紙をめぐる話|コレクション No.34

芸術として刷られたマンガ
──SHUEISHA
MANGA-ART HERITAGE

マンガの一コマを、こんなに長く
見つめたことがあったでしょうか。
これは、マンガを消費財ではなく、
後世に受け継がれるアートにする試み。
体温や肉声まで感じられるような濃密な空気感、
気づかなかった細部の発見等々、
雑誌やコミックスとはまったく違う、
異次元の体験がもたらされるこの作品は、
ドイツ・グムンド社が主催する
2021年のグムンドアワードを受賞しています。

初出:PAPER'S No.65 2022 夏号
※内容は初出時のまま掲載しています

企画者の話
岡本正史さん(株式会社集英社 デジタル事業部)

マンガは何よりもエンターテインメントです。一人でも多くの読者へ、いかに面白く、いかに安価で届けるかに情熱を注いできました。一方で、再生紙に活版輪転機で印刷されたマンガ誌や、マンガ原稿執筆に用いられる画材は経年変化に弱いものも多く、次第に劣化していきます。その問題を解決するため、集英社では2008年よりカラー原画を高精細でスキャンし、デジタル上にアーカイブしてきました。それらの資産を新たな価値に変え、世界に向けて送り出すのがこのプロジェクトです。
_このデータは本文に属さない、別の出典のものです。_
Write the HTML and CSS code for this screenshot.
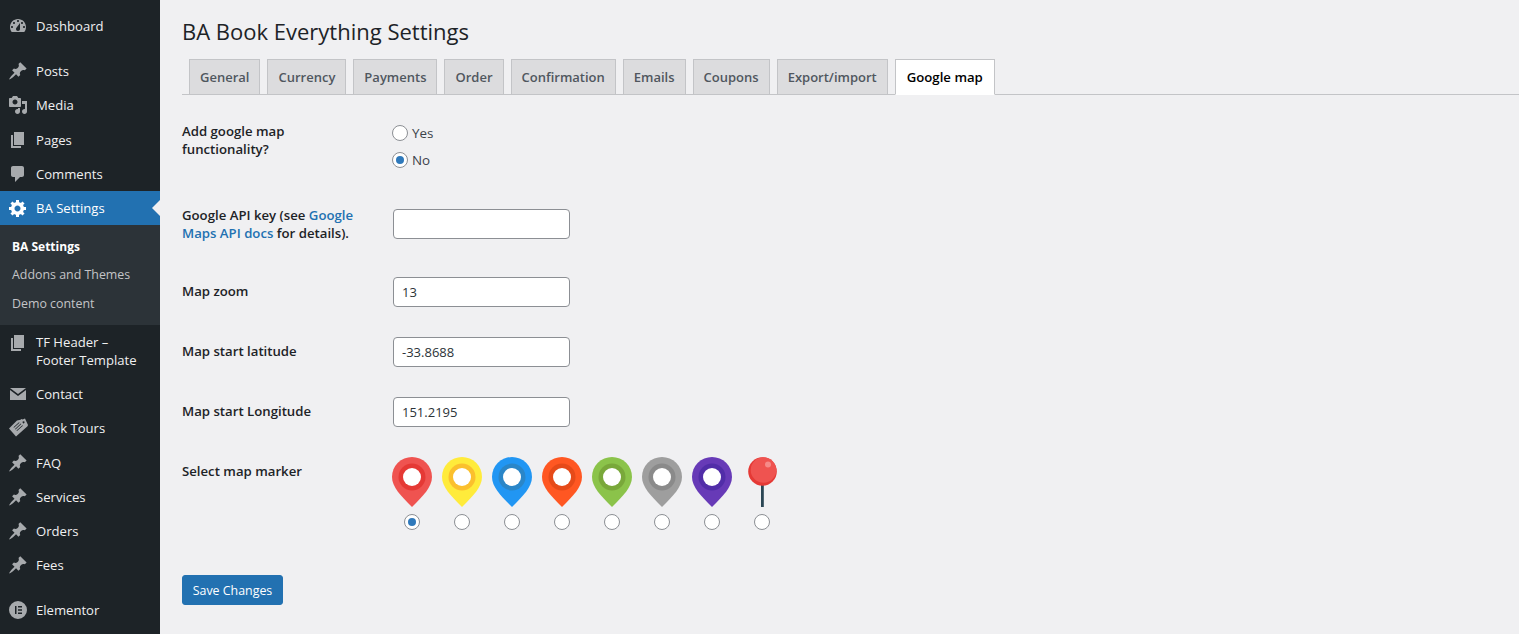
FILE: index.html
```html
<!DOCTYPE html>
<html lang="en">
<head>
<meta charset="utf-8">
<title>BA Book Everything Settings</title>
<link rel="stylesheet" href="styles.css">
</head>
<body>
<svg class="defs" width="0" height="0" aria-hidden="true">
  <symbol id="i-dash" viewBox="0 0 20 20"><path fill-rule="evenodd" d="M3.76 16h12.48c1.1-1.37 1.76-3.11 1.76-5 0-4.42-3.58-8-8-8s-8 3.58-8 8c0 1.89.66 3.63 1.76 5zM10 4c.55 0 1 .45 1 1s-.45 1-1 1-1-.45-1-1 .45-1 1-1zM6 6c.55 0 1 .45 1 1s-.45 1-1 1-1-.45-1-1 .45-1 1-1zm8 0c.55 0 1 .45 1 1s-.45 1-1 1-1-.45-1-1 .45-1 1-1zm-5.37 5.55L12 7v6c0 1.1-.9 2-2 2s-2-.9-2-2c0-.57.24-1.08.63-1.45zM4 10c.55 0 1 .45 1 1s-.45 1-1 1-1-.45-1-1 .45-1 1-1zm12 0c.55 0 1 .45 1 1s-.45 1-1 1-1-.45-1-1 .45-1 1-1z"/></symbol>
  <symbol id="i-pin" viewBox="0 0 20 20"><path d="M10.44 3.02l1.82-1.82 6.36 6.35-1.83 1.82c-1.05-.68-2.48-.57-3.41.36l-.75.75c-.92.93-1.04 2.35-.35 3.41l-1.83 1.82-2.41-2.41-2.8 2.79c-.42.42-3.38 2.71-3.8 2.29s1.86-3.39 2.28-3.81l2.79-2.79L4.1 9.36l1.83-1.82c1.05.69 2.48.57 3.4-.36l.75-.75c.93-.92 1.05-2.35.36-3.41z"/></symbol>
  <symbol id="i-media" viewBox="0 0 20 20"><path fill-rule="evenodd" d="M13 11V4c0-.55-.45-1-1-1h-1.67L9 1H5L3.67 3H2c-.55 0-1 .45-1 1v7c0 .55.45 1 1 1h10c.55 0 1-.45 1-1zM7 4.5c1.38 0 2.5 1.12 2.5 2.5S8.38 9.5 7 9.5 4.5 8.38 4.5 7 5.62 4.5 7 4.5zM14 6h5v10.5c0 1.38-1.12 2.5-2.5 2.5S14 17.88 14 16.5s1.12-2.5 2.5-2.5c.17 0 .34.02.5.05V9h-3V6zm-4 8.05V13h2v3.5c0 1.38-1.12 2.5-2.5 2.5S7 17.88 7 16.5 8.12 14 9.5 14c.17 0 .34.02.5.05z"/></symbol>
  <symbol id="i-pages" viewBox="0 0 20 20"><path d="M6 15V2h10v13H6zm-1 1h8v2H3V5h2v11z"/></symbol>
  <symbol id="i-comment" viewBox="0 0 20 20"><path d="M5 2h9c1.1 0 2 .9 2 2v7c0 1.1-.9 2-2 2h-2l-5 5v-5H5c-1.1 0-2-.9-2-2V4c0-1.1.9-2 2-2z"/></symbol>
  <symbol id="i-gear" viewBox="0 0 20 20"><path fill-rule="evenodd" d="M18 12h-2.18c-.17.7-.44 1.35-.81 1.93l1.54 1.54-2.1 2.1-1.54-1.54c-.58.36-1.23.63-1.91.79V19H8v-2.18c-.68-.16-1.33-.43-1.91-.79l-1.54 1.54-2.12-2.12 1.54-1.54c-.36-.58-.63-1.23-.79-1.91H1V9.03h2.17c.16-.7.44-1.35.8-1.94L2.43 5.55l2.1-2.1 1.54 1.54c.58-.37 1.24-.64 1.93-.81V2h3v2.18c.68.16 1.33.43 1.91.79l1.54-1.54 2.12 2.12-1.54 1.54c.36.59.64 1.24.8 1.94H18V12zm-8.5 1.5c1.66 0 3-1.34 3-3s-1.34-3-3-3-3 1.34-3 3 1.34 3 3 3z"/></symbol>
  <symbol id="i-mail" viewBox="0 0 20 20"><path d="M2 4h16l-8 6zM2 6l8 6 8-6v10H2z"/></symbol>
  <symbol id="i-ticket" viewBox="0 0 20 20"><path fill-rule="evenodd" d="M1 10.500L9 2.500l3.500-.8L13.500 1l1.200.6L17 .5l3 6.500-.5 1.200L8 18.500zM11 4.200L5.500 9.200l.5.5 5.500-5zM12.800 5.600L7 10.900l.5.5 5.800-5.300zM14.400 7.200L8.500 12.600l.5.5 5.900-5.400zM15.500 3.300a1 1 0 1 0 .1 0z"/></symbol>
  <symbol id="i-elementor" viewBox="0 0 20 20"><path fill-rule="evenodd" d="M10 1a9 9 0 1 0 0 18 9 9 0 0 0 0-18zM7 6h1.500v8H7zM10 6h4v1.500h-4zM10 9.250h4v1.500h-4zM10 12.500h4V14h-4z"/></symbol>
  <symbol id="m-pin" viewBox="0 0 40 50"><path d="M20 0a20 20 0 0 1 20 20c0 10-9 19-20 30C9 39 0 30 0 20A20 20 0 0 1 20 0z"/></symbol>
</svg>

<div class="layout">
  <nav class="sidebar">
    <ul class="menu">
      <li class="item"><svg class="icon"><use href="#i-dash"/></svg><span>Dashboard</span></li>
      <li class="sep"></li>
      <li class="item"><svg class="icon"><use href="#i-pin"/></svg><span>Posts</span></li>
      <li class="item"><svg class="icon"><use href="#i-media"/></svg><span>Media</span></li>
      <li class="item"><svg class="icon"><use href="#i-pages"/></svg><span>Pages</span></li>
      <li class="item"><svg class="icon"><use href="#i-comment"/></svg><span>Comments</span></li>
      <li class="item current"><svg class="icon"><use href="#i-gear"/></svg><span>BA Settings</span></li>
      <li class="submenu">
        <a class="sub-link sub-active">BA Settings</a>
        <a class="sub-link">Addons and Themes</a>
        <a class="sub-link">Demo content</a>
      </li>
      <li class="item tall"><svg class="icon"><use href="#i-pages"/></svg><span>TF Header –<br>Footer Template</span></li>
      <li class="item"><svg class="icon"><use href="#i-mail"/></svg><span>Contact</span></li>
      <li class="item"><svg class="icon"><use href="#i-ticket"/></svg><span>Book Tours</span></li>
      <li class="item"><svg class="icon"><use href="#i-pin"/></svg><span>FAQ</span></li>
      <li class="item"><svg class="icon"><use href="#i-pin"/></svg><span>Services</span></li>
      <li class="item"><svg class="icon"><use href="#i-pin"/></svg><span>Orders</span></li>
      <li class="item"><svg class="icon"><use href="#i-pin"/></svg><span>Fees</span></li>
      <li class="sep"></li>
      <li class="item"><svg class="icon"><use href="#i-elementor"/></svg><span>Elementor</span></li>
    </ul>
  </nav>

  <main class="content">
    <h1 class="title">BA Book Everything Settings</h1>
    <div class="tabs">
      <a class="tab">General</a>
      <a class="tab">Currency</a>
      <a class="tab">Payments</a>
      <a class="tab">Order</a>
      <a class="tab">Confirmation</a>
      <a class="tab">Emails</a>
      <a class="tab">Coupons</a>
      <a class="tab">Export/import</a>
      <a class="tab tab-active">Google map</a>
    </div>

    <form class="form">
      <div class="row row-func">
        <div class="label">Add google map<br>functionality?</div>
        <div class="field choices">
          <label class="choice"><input class="radio" type="radio" name="func"><span>Yes</span></label>
          <label class="choice"><input class="radio" type="radio" name="func" checked><span>No</span></label>
        </div>
      </div>
      <div class="row row-key">
        <div class="label">Google API key (see <a class="link">Google</a><br><a class="link">Maps API docs</a> for details).</div>
        <div class="field field-key"><input class="text" type="text"></div>
      </div>
      <div class="row row-plain">
        <div class="label">Map zoom</div>
        <div class="field"><input class="text" type="text" value="13"></div>
      </div>
      <div class="row row-plain">
        <div class="label">Map start latitude</div>
        <div class="field"><input class="text" type="text" value="-33.8688"></div>
      </div>
      <div class="row row-plain">
        <div class="label">Map start Longitude</div>
        <div class="field"><input class="text" type="text" value="151.2195"></div>
      </div>
      <div class="row row-markers">
        <div class="label">Select map marker</div>
        <div class="field markers">
          <label class="marker"><svg class="pin" viewBox="0 0 40 50"><use href="#m-pin" fill="#ef5350"/><circle cx="20" cy="20" r="13.500" fill="#e53935"/><circle cx="20" cy="20" r="9" fill="#fff"/></svg><input class="radio" type="radio" name="marker" checked></label>
          <label class="marker"><svg class="pin" viewBox="0 0 40 50"><use href="#m-pin" fill="#ffeb3b"/><circle cx="20" cy="20" r="13.500" fill="#fbc02d"/><circle cx="20" cy="20" r="9" fill="#fff"/></svg><input class="radio" type="radio" name="marker"></label>
          <label class="marker"><svg class="pin" viewBox="0 0 40 50"><use href="#m-pin" fill="#2196f3"/><circle cx="20" cy="20" r="13.500" fill="#2a86c8"/><circle cx="20" cy="20" r="9" fill="#fff"/></svg><input class="radio" type="radio" name="marker"></label>
          <label class="marker"><svg class="pin" viewBox="0 0 40 50"><use href="#m-pin" fill="#ff5722"/><circle cx="20" cy="20" r="13.500" fill="#e64a19"/><circle cx="20" cy="20" r="9" fill="#fff"/></svg><input class="radio" type="radio" name="marker"></label>
          <label class="marker"><svg class="pin" viewBox="0 0 40 50"><use href="#m-pin" fill="#8bc34a"/><circle cx="20" cy="20" r="13.500" fill="#79a83a"/><circle cx="20" cy="20" r="9" fill="#fff"/></svg><input class="radio" type="radio" name="marker"></label>
          <label class="marker"><svg class="pin" viewBox="0 0 40 50"><use href="#m-pin" fill="#9e9e9e"/><circle cx="20" cy="20" r="13.500" fill="#8a8a8a"/><circle cx="20" cy="20" r="9" fill="#fff"/></svg><input class="radio" type="radio" name="marker"></label>
          <label class="marker"><svg class="pin" viewBox="0 0 40 50"><use href="#m-pin" fill="#673ab7"/><circle cx="20" cy="20" r="13.500" fill="#512da8"/><circle cx="20" cy="20" r="9" fill="#fff"/></svg><input class="radio" type="radio" name="marker"></label>
          <label class="marker"><svg class="pin" viewBox="0 0 40 50"><rect x="19" y="26" width="2.800" height="24" fill="#2b4654"/><circle cx="20.500" cy="14.500" r="14.300" fill="#e53935"/><circle cx="21.500" cy="13" r="12.800" fill="#ef5350"/><circle cx="26" cy="7.500" r="3" fill="#f58a88"/></svg><input class="radio" type="radio" name="marker"></label>
        </div>
      </div>
      <button class="save" type="button">Save Changes</button>
    </form>
  </main>
</div>
</body>
</html>
```
FILE: styles.css
```css
* { box-sizing: border-box; }
html, body { margin: 0; height: 100%; }
body {
  background: #f0f0f2;
  color: #1d2327;
  font-family: "Open Sans", "Noto Sans", "Liberation Sans", sans-serif;
  font-size: 13px;
  overflow: hidden;
}
.defs { display: block; height: 0; }
.layout { display: flex; height: 634px; overflow: hidden; }

/* Sidebar */
.sidebar { width: 160px; flex: none; background: #1d2327; color: #f0f0f1; padding-top: 9px; }
.menu { list-style: none; margin: 0; padding: 0; }
.item { position: relative; display: flex; align-items: center; height: 34.2px; padding-left: 8px; font-size: 13.1px; line-height: 18px; }
.item span { margin-left: 8px; }
.item.tall { height: 52px; align-items: flex-start; padding-top: 8px; }
.icon { width: 20px; height: 20px; flex: none; fill: #a7aaad; }
.sep { height: 11px; }
.current { background: #2271b1; color: #fff; }
.current .icon { fill: #fff; }
.current::after {
  content: "";
  position: absolute;
  right: 0;
  top: 50%;
  margin-top: -8px;
  border: 8px solid transparent;
  border-right-color: #f0f0f2;
  border-left-width: 0;
}
.submenu { display: flex; flex-direction: column; background: #2c3338; height: 100px; padding-top: 7.6px; }
.sub-link { display: block; height: 28.5px; line-height: 28px; padding-left: 12px; font-size: 12.4px; color: #c3c4c7; }
.sub-active { color: #fff; font-weight: 700; font-size: 12px; }

/* Content */
.content { flex: 1; padding: 0 0 0 22px; }
.title { margin: 0; padding-top: 17px; height: 59px; font-size: 22px; line-height: 28px; font-weight: 400; color: #1d2327; }
.tabs { display: flex; gap: 7px; padding-left: 7px; height: 36px; border-bottom: 1px solid #c3c4c7; }
.tab {
  height: 36px;
  padding: 0 10px;
  line-height: 34px;
  font-size: 13px;
  font-weight: 600;
  color: #50575e;
  background: #dcdcde;
  border: 1px solid #c3c4c7;
  white-space: nowrap;
}
.tab-active { padding: 0 11px; font-size: 13.2px; background: #fff; color: #000; border-bottom-color: #fff; }

/* Form */
.form { display: block; }
.row { display: flex; }
.label { width: 211px; flex: none; font-size: 13.2px; line-height: 18px; font-weight: 600; color: #1d2327; }
.link { color: #2271b1; }
.row-func { padding-top: 27px; height: 111px; }
.row-key { height: 71px; }
.field-key { padding-top: 3px; }
.row-plain { height: 60px; }
.row-plain .label { padding-top: 5px; }
.row-markers { height: 118px; }
.row-markers .label { padding-top: 5px; }
.choices { display: flex; flex-direction: column; gap: 9px; padding-top: 2px; margin-left: -1px; }
.choice { display: flex; align-items: center; gap: 4px; height: 18px; font-size: 13.4px; color: #3c434a; }
.radio {
  appearance: none;
  margin: 0;
  width: 16px;
  height: 16px;
  flex: none;
  border: 1px solid #8c8f94;
  border-radius: 50%;
  background: #fff;
  display: inline-grid;
  place-content: center;
}
.radio:checked::before { content: ""; width: 8px; height: 8px; border-radius: 50%; background: #2f79bb; }
.text {
  display: block;
  width: 177px;
  height: 30px;
  padding: 0 8px;
  font: 13px "Open Sans", "Noto Sans", sans-serif;
  color: #2c3338;
  background: #fff;
  border: 1px solid #8c8f94;
  border-radius: 4px;
}
.markers { display: flex; margin-left: -1px; }
.marker { display: flex; flex-direction: column; align-items: center; gap: 7px; width: 40px; margin-right: 10px; }
.pin { display: block; width: 40px; height: 50px; }
.save {
  display: block;
  width: 101px;
  height: 30px;
  padding: 0;
  font: 12.4px "Open Sans", "Noto Sans", sans-serif;
  color: #fff;
  background: #2271b1;
  border: 1px solid #2271b1;
  border-radius: 3px;
}
```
その中で、マンガ表現の歴史に欠かせない活版印刷に敬意を払い、その技術とともに後世に残していくために取り込んだのが「The Press」シリーズ。現在では希少な1960年代製のハイデルベルグ活版平台印刷機を使い、数多くの紙をテストした中から選んだコットン100%のグムンドコットン マックスホワイトに印刷しました。この紙の表面はスムーズかつ柔らかで、強い印圧でプレスされる活版平台印刷により、印刷面が沈む独特の表情が現れます。NFT販売証明書を紐づけるなど様々な試みをしており、「The Press」では、今後も新しい作家や作品を迎えて新作を発表していきます。

製紙会社の話
Herbert Eibachさん(グムンド社 マネージングディレクター)

グムンドアワードは、グムンドのファインペーパーを使ったプリント等を対象に、世界でもっとも優れたデザインやクリエイションを選ぶイベントです。紙やデザイン、印刷物に対する情熱やディテールを共有し、人と人を繋ぐことを目的に設立されました。年々、規模は拡大し、国際色も豊かになっています。集英社マンガアートヘリテージは、デザインと印刷の分野で長年の経験を持つ外部の専門家からなる審査員によって、2021年のアート部門の大賞に選ばれました。作品の全体的な印刷品質とプレゼンテーションに目を見張るものがあったことが理由です。グムンドコットンは、箔押しや、活版印刷に最適なソフトで崇高なコットンペーパーの実現を目指して開発されました。原料の選定から始まって一切の妥協なく、時間をかけて製造しています。その品質の高さから、アパレルの下げ札や、その他多くの高級印刷の用途や分野で非常に人気があります。そんなグムンドコットンの特性をよくご理解いただき、活版印刷と組み合わせることで生まれたマンガアートは、まさに大賞にふさわしいものだと考えています。